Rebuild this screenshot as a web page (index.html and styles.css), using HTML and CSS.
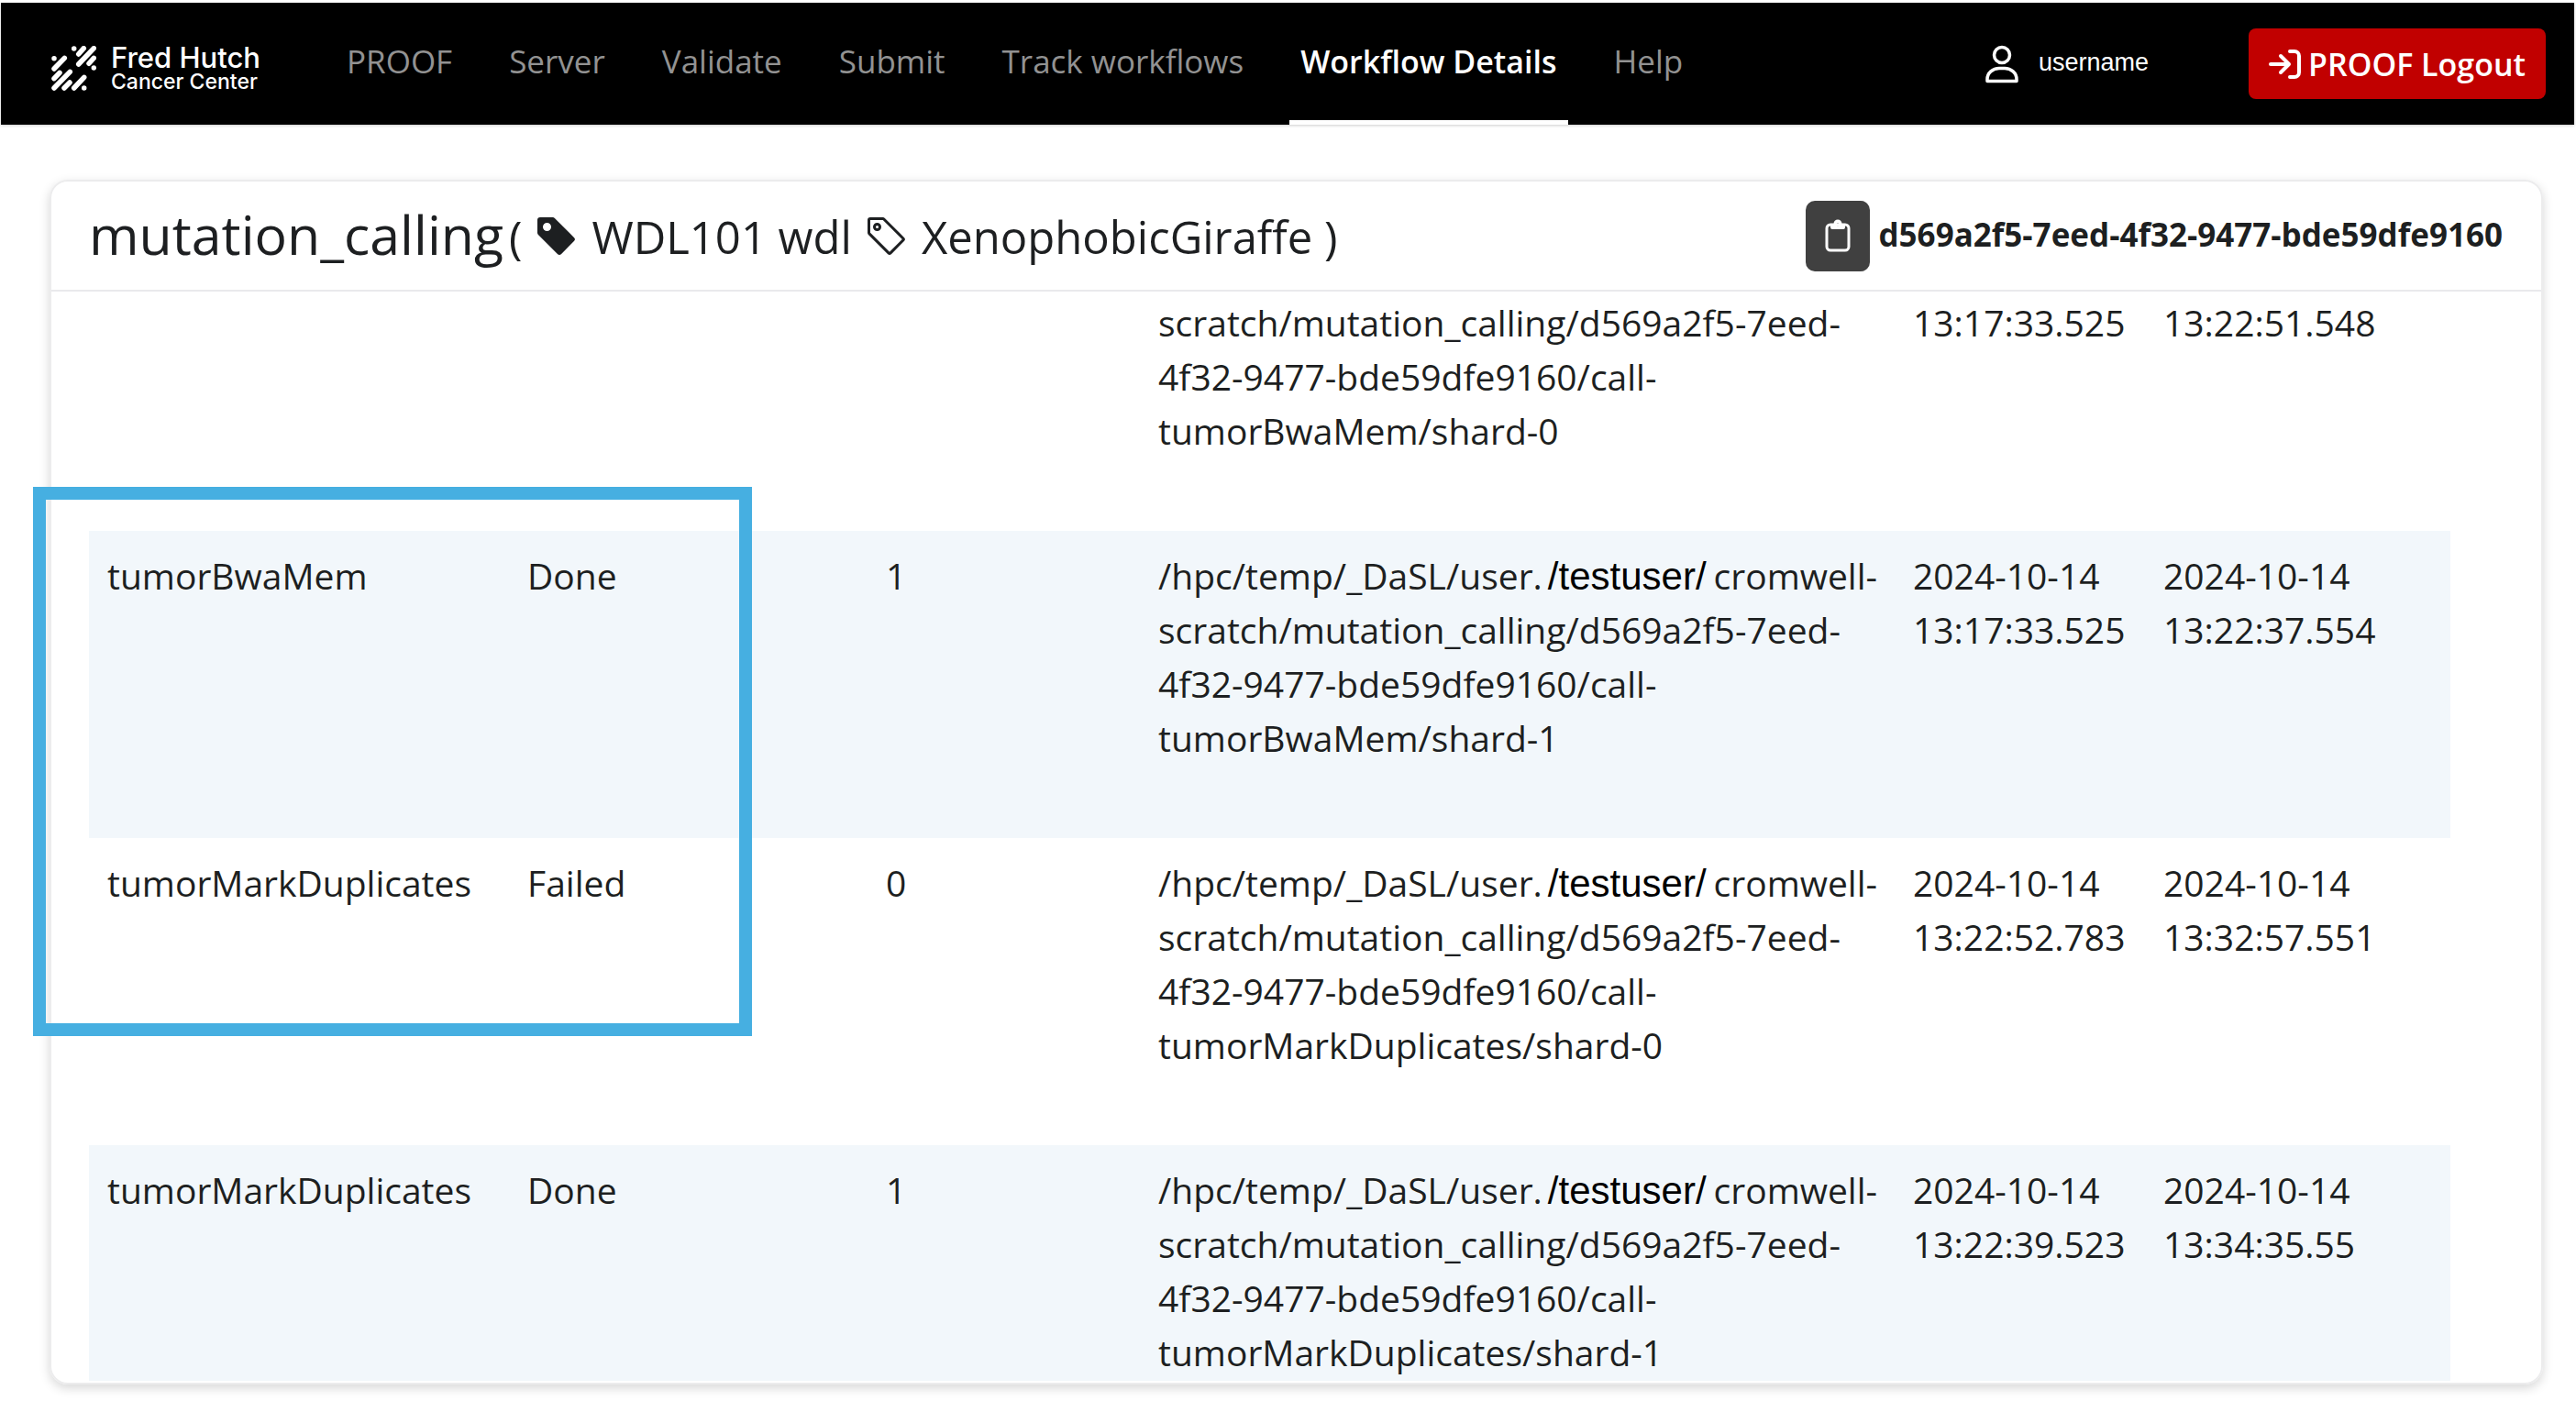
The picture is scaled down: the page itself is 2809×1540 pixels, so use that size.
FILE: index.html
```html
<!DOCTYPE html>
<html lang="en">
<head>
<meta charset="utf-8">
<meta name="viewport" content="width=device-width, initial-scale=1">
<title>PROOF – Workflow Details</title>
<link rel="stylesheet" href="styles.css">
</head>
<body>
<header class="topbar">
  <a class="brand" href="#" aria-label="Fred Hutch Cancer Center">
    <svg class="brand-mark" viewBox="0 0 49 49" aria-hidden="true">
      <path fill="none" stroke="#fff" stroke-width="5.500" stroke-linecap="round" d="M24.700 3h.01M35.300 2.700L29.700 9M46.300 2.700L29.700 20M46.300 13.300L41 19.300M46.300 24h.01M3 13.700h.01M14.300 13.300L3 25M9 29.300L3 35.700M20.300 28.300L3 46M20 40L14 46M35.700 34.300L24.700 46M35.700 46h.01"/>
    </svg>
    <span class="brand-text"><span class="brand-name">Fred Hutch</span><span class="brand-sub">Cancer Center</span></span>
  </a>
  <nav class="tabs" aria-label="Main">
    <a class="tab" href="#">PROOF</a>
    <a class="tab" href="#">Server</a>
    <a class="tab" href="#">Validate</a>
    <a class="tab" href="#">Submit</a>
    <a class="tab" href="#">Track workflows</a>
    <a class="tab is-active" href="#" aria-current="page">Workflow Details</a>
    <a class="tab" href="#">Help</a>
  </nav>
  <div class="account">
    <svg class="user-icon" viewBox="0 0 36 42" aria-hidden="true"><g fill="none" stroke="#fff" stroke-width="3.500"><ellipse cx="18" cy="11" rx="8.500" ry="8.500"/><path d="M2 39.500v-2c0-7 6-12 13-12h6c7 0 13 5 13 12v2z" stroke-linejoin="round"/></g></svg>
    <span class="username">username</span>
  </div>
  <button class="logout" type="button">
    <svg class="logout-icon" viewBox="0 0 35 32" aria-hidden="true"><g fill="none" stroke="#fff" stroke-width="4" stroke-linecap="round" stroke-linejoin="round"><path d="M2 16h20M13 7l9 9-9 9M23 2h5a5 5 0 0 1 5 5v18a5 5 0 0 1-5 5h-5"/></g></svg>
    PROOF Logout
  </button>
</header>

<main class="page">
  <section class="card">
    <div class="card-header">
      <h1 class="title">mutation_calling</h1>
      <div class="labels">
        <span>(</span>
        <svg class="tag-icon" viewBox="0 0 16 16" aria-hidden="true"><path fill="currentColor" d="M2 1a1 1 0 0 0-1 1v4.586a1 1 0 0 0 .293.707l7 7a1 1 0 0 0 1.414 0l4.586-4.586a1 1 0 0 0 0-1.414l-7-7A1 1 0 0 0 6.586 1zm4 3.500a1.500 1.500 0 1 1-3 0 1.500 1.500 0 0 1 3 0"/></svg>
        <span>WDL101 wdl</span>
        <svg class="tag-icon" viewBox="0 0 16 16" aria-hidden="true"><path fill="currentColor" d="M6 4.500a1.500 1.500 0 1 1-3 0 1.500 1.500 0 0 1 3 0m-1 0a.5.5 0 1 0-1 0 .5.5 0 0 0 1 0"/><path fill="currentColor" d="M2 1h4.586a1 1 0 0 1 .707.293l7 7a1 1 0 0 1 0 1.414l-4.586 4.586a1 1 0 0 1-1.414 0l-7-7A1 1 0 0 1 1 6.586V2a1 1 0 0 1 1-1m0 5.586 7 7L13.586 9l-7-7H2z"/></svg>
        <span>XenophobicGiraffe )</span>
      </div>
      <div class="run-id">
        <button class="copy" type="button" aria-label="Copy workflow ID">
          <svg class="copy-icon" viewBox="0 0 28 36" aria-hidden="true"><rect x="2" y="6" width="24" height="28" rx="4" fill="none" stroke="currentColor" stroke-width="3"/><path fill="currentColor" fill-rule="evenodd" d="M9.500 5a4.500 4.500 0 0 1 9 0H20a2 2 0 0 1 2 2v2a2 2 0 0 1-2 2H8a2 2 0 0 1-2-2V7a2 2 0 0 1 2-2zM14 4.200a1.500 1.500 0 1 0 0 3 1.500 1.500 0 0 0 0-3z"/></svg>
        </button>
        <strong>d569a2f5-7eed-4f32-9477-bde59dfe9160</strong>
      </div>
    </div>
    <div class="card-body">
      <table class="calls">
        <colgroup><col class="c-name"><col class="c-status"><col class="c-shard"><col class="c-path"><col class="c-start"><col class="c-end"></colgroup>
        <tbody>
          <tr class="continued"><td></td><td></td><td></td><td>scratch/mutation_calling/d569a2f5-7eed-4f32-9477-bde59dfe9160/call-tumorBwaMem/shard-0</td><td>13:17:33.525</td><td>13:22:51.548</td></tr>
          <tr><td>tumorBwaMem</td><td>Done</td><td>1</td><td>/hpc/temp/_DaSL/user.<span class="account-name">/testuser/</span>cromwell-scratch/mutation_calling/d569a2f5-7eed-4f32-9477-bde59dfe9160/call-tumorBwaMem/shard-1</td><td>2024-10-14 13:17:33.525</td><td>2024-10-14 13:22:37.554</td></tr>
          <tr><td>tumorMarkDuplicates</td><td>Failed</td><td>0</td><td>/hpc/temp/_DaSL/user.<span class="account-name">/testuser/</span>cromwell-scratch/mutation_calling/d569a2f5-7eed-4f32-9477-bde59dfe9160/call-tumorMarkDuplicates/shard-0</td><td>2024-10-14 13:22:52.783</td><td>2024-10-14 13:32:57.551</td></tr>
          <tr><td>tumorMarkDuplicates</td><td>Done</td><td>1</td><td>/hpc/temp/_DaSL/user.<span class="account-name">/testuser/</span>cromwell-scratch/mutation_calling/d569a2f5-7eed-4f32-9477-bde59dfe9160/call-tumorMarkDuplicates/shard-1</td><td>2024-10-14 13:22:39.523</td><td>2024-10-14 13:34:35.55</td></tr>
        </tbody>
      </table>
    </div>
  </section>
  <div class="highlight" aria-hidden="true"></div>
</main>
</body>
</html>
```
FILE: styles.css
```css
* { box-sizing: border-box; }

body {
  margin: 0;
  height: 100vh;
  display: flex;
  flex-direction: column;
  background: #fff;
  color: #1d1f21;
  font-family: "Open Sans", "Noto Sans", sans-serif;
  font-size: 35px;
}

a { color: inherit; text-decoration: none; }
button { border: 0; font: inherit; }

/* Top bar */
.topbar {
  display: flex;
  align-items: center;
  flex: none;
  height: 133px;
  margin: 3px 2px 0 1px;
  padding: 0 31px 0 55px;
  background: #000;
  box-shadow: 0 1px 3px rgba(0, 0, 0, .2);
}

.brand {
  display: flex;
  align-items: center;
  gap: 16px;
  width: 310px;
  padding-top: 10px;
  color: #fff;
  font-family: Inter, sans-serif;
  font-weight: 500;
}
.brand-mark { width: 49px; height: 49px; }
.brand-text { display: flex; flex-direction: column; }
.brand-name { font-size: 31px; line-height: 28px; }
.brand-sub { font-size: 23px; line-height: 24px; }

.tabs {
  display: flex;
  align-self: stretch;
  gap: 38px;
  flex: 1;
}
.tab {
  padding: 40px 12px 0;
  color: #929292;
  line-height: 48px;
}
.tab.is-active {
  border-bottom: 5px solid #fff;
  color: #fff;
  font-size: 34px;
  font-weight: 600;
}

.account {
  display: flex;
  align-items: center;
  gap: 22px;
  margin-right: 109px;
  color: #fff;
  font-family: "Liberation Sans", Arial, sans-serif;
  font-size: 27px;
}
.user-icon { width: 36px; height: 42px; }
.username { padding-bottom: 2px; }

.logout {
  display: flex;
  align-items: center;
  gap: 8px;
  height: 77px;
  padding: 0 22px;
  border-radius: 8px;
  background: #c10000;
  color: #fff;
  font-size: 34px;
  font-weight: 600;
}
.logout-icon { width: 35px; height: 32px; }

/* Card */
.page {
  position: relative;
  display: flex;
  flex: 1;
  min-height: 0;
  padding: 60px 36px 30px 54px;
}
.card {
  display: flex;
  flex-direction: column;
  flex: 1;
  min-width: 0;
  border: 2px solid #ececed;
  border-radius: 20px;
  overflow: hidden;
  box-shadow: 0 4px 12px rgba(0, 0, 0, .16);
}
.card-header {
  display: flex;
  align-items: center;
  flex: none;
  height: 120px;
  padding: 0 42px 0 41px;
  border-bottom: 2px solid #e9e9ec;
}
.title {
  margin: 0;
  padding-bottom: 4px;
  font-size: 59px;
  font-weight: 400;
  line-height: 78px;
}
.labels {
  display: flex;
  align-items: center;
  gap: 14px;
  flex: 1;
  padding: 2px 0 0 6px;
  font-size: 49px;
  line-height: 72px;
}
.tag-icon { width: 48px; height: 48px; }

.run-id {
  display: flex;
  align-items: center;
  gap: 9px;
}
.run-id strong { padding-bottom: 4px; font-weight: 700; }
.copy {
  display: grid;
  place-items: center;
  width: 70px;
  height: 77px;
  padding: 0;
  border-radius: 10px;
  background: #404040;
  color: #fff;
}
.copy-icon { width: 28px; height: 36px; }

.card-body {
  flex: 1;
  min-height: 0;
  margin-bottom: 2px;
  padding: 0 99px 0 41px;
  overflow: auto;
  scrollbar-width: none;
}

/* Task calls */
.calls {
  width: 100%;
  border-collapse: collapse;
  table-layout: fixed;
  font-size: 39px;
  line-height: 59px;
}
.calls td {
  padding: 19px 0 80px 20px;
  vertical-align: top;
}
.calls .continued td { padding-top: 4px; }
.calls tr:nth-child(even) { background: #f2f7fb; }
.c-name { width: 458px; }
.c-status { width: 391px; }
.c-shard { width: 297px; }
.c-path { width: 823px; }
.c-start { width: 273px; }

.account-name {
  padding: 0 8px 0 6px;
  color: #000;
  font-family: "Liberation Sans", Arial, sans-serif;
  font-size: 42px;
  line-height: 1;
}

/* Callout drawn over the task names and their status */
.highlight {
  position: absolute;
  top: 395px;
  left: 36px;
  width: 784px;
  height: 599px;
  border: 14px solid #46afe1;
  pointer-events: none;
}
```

● **Exercise instructions**:
State how many lines include the string "page", and nothing more.

● **Solution to the problem**:
5